The boys thought they were asking a big favor. But in fact it was a privilege.
I’m not sure where they got this adventure gene. But our sons both inherited it. Five years ago Carl and Erik climbed my great-grandfather’s mountain, Mount Brewer – 150 years after William Henry Brewer’s first ascent. Together they have backpacked in the Porcupine Mountains and the trail above Pictured Rocks. Last year they winter camped in the Boundary Waters Canoe Area Wilderness. This year they upped the ante, planning a 40-mile trek following the border route in the BWCAW. And they asked us to be their shuttle service.
Rich drove the boys up to Ely and beyond, to Moose Lake where he deposited them with all their gear. After harnessing up their pulks, they set off across the frozen lake, Erik on backcountry skis and Carl on a new set of Altai Hok skis – a cross between a ski and a snowshoe. Snowshoes were stowed within easy reach for portages and deep snow conditions. The deep blue sky contrasted sharply with the pristine snow and pine woods border under the bright sunshine for a picturesque start.
They allowed themselves three days to make it to the end of the Gunflint Trail. It would have been three days of waiting nervously to find out if they made it had it not been for Rich’s sleepless nights leading up to the trip. To assuage his concerns, he diligently researched satellite tracking units, and ultimately insisted they carry one. Or no deal on the shuttles.
Thanks to the generosity of a friend who lent them a Garmin inReach, they had the means of providing us with updates and more importantly, sending out a call for help if needed. At the end of day 1, we received the following message at dusk, “Camp made on Knife [lake]. Great day.” What followed was a link with their GPS coordinates. With one click we could see exactly where they were. Whew, peace of mind.
While we drove up to a modern warm cabin on the Gunflint Trail overlooking Poplar Lake, the boys made their way along the border from lake to lake, slogging through snow drifts, skiing on hard windblown crust and plowing through waist deep snow on portages. They trekked from sunup to sundown, made camp, ate and slept when darkness fell. Although they saw plenty of open water, they were fortunate not to find slush between the layers of snow and ice. Snowmobiles and dog sleds were allowed on some of the lakes, but alas, none created a packed path for them in the direction they were going. They took turns breaking trail.
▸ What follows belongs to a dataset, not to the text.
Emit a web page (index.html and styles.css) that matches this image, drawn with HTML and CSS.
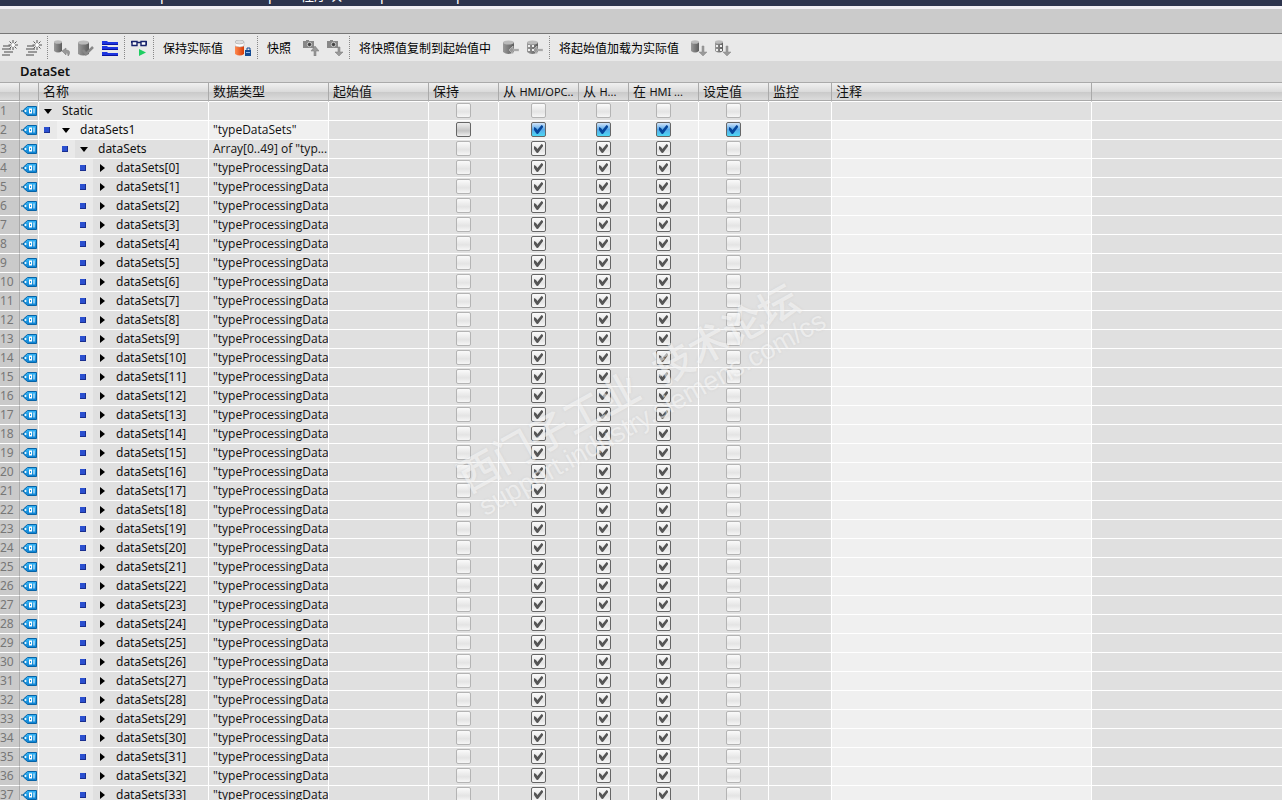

Of course, we knew none of this at the time. We pondered the snow conditions, praised the good weather, hoped they were staying warm enough at night. The daily updates were a godsend.
We were in position for pickup on the third day. Mid-day we got word: “At Sag [Saganaga Lake] at American Point may finish late” I settled in with a good book across from the cozy fire. At 4pm we got the text we’d been awaiting. “ETA 1 hourish on snowmobile trail.” When we arrived at the designated boat launch, I couldn’t just stand there and wait. Hiking out the narrow inlet, I searched the distant shore, footstep after footstep. The two tiny figures that materialized on the horizon lifted my heart.
They arrived very sunburned and weather-beaten, but with the biggest smiles I’ve ever seen. They had done it! It was a lot harder and slower going than they had anticipated, due to the lack of packed snow, but they made it and were justifiably thrilled. Carl summed it up, “This trip gets a big check on my To Do list. I don’t need to do that again!”
The accomplishment deserved celebrating with dinner at the iconic Trail Center Lodge. Word leaked out about their adventure, and soon everyone around us wanted to know all the details. The staff presented them with medals and even offered to be their food sponsor for the next adventure, with their locally made Camp Chow ! Nothing could top seeing the pure pleasure on the faces of my sons.
I’m not likely to trek with a sled across frozen lakes through the Boundary Waters, go winter camping or even climb my great-grandfather’s mountain. But I’m so glad to be a part of my sons’ lives watching them do it. It fills my heart to know that they choose to pursue these dreams together. Carl and Erik, I’ll be there, at your service, any time you plan another adventure.